In the material below, find every line with "screenshot" and pull it out.
_ _ _
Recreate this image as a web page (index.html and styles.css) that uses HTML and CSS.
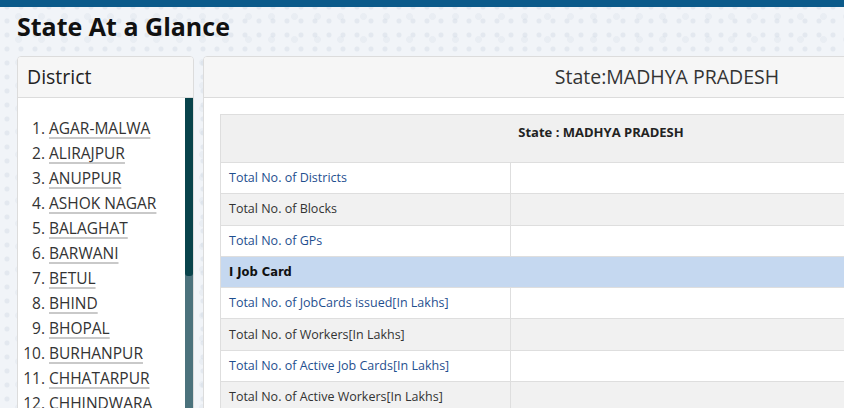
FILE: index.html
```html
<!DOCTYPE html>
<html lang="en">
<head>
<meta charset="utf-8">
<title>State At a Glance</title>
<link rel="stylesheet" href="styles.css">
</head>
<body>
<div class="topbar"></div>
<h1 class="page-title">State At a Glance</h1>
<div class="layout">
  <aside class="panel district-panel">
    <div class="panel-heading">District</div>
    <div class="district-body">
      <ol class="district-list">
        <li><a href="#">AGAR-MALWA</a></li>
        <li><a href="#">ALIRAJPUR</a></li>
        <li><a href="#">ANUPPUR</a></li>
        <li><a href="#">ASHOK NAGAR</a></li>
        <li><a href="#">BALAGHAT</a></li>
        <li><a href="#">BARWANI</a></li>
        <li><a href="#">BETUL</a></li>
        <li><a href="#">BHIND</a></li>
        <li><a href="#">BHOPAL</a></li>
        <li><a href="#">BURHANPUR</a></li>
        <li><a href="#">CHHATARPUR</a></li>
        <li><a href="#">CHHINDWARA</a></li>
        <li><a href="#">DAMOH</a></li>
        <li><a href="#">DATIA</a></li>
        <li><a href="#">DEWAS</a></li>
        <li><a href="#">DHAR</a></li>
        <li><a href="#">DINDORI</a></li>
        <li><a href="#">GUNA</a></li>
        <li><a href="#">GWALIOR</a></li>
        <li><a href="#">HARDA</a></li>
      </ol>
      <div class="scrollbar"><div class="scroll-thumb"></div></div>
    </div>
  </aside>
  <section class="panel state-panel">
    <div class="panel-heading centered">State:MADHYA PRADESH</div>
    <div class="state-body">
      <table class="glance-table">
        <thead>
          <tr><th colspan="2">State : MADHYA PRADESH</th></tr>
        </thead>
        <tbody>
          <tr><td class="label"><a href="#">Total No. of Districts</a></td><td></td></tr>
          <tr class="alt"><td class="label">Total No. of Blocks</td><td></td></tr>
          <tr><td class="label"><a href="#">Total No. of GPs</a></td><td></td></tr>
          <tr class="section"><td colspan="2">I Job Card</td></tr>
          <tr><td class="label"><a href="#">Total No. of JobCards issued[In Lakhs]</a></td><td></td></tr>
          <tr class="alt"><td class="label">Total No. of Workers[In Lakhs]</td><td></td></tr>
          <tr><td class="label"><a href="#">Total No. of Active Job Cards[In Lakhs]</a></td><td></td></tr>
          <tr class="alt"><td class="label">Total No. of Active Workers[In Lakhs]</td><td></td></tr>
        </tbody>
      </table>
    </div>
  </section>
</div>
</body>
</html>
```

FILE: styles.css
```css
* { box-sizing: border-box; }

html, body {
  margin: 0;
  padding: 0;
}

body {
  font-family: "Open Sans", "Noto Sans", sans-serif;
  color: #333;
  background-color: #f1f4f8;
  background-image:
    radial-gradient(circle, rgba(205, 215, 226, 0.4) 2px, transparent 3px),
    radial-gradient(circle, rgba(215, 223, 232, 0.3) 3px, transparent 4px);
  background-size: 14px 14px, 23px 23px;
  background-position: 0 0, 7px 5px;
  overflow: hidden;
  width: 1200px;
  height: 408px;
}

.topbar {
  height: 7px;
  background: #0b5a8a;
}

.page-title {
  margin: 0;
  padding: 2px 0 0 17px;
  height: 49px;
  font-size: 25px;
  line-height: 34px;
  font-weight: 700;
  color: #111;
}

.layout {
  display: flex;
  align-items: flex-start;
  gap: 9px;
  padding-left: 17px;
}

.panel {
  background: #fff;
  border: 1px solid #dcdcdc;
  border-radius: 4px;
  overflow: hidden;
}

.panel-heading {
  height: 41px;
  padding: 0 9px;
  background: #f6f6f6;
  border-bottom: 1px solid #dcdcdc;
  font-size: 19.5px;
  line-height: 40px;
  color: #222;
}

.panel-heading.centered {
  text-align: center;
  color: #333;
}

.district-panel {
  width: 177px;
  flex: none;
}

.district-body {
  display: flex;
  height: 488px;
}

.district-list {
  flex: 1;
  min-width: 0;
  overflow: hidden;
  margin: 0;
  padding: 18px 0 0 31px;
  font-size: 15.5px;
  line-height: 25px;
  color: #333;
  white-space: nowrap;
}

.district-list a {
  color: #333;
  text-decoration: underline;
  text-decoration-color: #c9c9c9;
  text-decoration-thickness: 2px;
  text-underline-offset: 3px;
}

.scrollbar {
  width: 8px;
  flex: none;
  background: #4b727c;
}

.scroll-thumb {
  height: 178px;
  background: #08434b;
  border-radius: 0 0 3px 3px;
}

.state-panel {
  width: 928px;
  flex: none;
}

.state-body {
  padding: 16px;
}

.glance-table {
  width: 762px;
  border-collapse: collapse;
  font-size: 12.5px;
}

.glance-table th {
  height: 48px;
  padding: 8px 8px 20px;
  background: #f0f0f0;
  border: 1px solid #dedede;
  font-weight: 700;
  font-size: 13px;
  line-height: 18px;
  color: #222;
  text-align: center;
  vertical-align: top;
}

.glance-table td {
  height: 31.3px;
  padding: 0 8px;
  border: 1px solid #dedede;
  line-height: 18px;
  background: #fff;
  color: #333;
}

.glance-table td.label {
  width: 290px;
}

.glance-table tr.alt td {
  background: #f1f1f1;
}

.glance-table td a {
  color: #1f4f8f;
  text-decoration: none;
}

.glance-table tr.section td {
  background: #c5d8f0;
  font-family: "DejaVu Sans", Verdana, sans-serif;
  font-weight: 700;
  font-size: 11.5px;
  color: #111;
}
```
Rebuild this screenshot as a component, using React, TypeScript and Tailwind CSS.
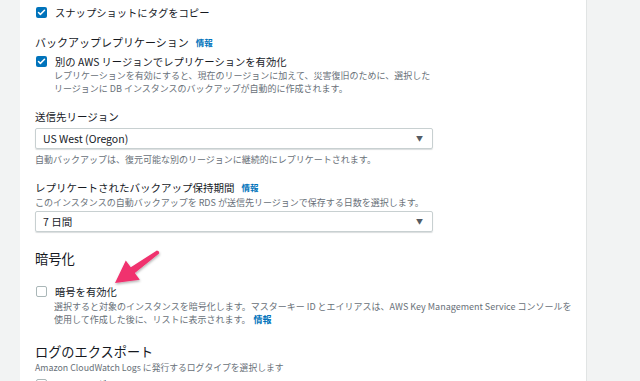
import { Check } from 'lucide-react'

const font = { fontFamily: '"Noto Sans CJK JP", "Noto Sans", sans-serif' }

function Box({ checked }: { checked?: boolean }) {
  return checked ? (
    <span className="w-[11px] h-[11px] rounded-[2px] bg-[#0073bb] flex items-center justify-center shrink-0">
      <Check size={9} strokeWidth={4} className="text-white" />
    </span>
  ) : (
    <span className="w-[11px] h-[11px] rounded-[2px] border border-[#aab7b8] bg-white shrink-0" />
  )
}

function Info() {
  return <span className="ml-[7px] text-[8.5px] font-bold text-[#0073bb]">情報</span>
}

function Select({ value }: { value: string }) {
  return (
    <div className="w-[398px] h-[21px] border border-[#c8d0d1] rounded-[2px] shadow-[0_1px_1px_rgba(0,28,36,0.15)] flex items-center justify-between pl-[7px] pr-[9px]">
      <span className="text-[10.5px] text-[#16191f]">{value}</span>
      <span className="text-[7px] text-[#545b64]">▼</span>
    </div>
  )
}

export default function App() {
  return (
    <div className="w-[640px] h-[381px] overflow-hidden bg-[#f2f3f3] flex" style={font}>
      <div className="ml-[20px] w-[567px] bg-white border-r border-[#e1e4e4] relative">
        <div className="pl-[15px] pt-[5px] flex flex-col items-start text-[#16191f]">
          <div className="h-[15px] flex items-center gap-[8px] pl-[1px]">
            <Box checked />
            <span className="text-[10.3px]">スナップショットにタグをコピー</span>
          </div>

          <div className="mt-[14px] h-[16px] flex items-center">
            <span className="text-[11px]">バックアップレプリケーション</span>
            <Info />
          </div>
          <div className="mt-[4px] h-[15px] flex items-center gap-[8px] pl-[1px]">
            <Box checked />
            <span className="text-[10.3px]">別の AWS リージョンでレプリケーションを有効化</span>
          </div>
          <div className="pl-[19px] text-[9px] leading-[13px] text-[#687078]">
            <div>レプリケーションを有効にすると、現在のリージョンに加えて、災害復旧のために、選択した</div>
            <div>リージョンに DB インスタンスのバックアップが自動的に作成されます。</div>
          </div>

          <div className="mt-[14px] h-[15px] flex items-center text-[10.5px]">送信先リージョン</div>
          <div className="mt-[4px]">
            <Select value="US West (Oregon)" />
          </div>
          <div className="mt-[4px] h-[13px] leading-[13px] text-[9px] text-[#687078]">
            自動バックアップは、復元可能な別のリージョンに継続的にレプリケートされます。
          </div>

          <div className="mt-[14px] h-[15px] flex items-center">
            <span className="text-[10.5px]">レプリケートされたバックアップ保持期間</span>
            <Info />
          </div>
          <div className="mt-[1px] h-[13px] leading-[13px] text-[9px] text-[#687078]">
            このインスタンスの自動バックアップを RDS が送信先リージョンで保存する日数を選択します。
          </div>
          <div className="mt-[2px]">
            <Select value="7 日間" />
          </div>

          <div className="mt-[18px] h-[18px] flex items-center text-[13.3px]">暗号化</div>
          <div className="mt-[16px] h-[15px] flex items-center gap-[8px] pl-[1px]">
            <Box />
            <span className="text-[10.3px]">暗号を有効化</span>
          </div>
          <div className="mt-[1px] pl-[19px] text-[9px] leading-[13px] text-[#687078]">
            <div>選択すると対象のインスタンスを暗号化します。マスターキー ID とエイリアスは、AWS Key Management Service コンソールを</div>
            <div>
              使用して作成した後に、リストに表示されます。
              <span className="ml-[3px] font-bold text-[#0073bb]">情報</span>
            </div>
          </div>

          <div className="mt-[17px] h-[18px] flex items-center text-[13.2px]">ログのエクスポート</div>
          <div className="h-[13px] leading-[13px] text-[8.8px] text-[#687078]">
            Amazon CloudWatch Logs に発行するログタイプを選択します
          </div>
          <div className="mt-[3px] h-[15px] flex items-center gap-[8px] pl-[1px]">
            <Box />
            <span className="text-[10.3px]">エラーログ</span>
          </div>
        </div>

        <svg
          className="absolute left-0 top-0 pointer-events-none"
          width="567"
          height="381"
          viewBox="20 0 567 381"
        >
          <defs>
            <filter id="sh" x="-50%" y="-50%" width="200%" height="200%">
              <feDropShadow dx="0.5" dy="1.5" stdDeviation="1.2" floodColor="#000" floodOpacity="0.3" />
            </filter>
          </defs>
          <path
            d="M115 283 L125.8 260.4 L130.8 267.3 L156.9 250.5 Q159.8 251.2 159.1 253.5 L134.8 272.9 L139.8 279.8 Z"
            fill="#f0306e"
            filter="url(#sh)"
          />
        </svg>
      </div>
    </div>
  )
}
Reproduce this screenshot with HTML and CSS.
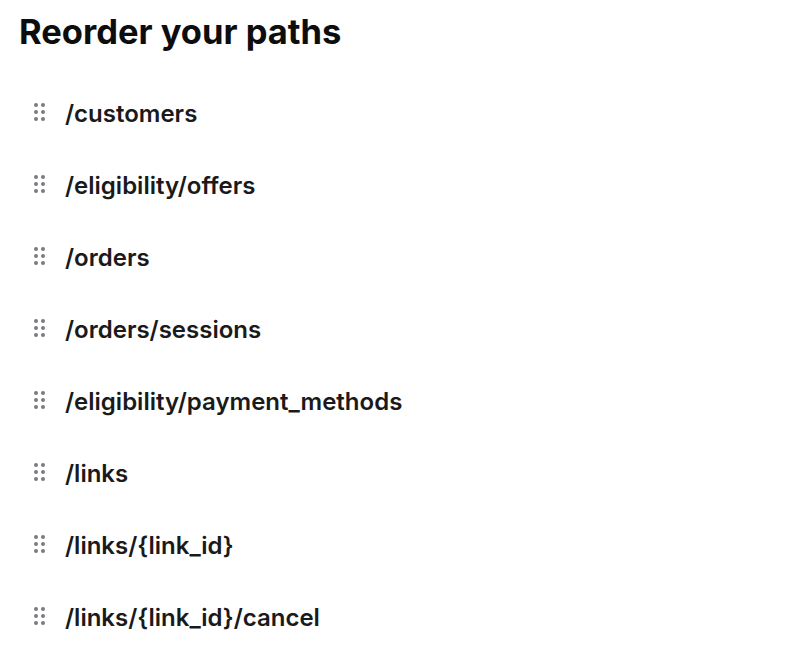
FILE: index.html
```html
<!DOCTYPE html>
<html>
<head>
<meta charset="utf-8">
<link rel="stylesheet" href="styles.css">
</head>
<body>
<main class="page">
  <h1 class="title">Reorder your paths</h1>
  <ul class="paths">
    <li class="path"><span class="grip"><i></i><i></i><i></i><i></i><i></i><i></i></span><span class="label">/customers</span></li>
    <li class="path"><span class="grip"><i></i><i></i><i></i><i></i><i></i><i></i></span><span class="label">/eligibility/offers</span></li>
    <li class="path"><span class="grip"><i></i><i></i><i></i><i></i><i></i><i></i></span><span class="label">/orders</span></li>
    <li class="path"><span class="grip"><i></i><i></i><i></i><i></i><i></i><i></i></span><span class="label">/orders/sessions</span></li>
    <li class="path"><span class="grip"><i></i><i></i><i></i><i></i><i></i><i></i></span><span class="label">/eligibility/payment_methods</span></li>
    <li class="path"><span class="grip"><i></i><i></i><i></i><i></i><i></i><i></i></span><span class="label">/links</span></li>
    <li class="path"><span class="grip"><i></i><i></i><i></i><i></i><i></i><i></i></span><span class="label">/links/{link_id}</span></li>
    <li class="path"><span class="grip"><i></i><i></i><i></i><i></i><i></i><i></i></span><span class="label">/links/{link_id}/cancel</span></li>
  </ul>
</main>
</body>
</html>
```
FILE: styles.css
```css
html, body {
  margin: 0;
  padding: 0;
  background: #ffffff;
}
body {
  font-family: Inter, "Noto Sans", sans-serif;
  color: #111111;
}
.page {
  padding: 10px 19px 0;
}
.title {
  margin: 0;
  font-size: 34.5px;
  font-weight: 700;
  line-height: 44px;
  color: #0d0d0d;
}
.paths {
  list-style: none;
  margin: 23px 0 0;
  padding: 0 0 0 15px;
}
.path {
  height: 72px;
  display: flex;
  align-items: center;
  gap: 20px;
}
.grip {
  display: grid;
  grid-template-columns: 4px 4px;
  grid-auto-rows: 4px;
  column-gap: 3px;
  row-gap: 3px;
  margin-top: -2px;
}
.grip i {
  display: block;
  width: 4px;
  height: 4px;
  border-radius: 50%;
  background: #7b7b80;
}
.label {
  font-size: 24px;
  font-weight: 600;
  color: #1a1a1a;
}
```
_ _ _
Complete answer
Rebuild this screenshot as a component, using React, TypeScript and Tailwind CSS.
Reproduce this screenshot with HTML and CSS.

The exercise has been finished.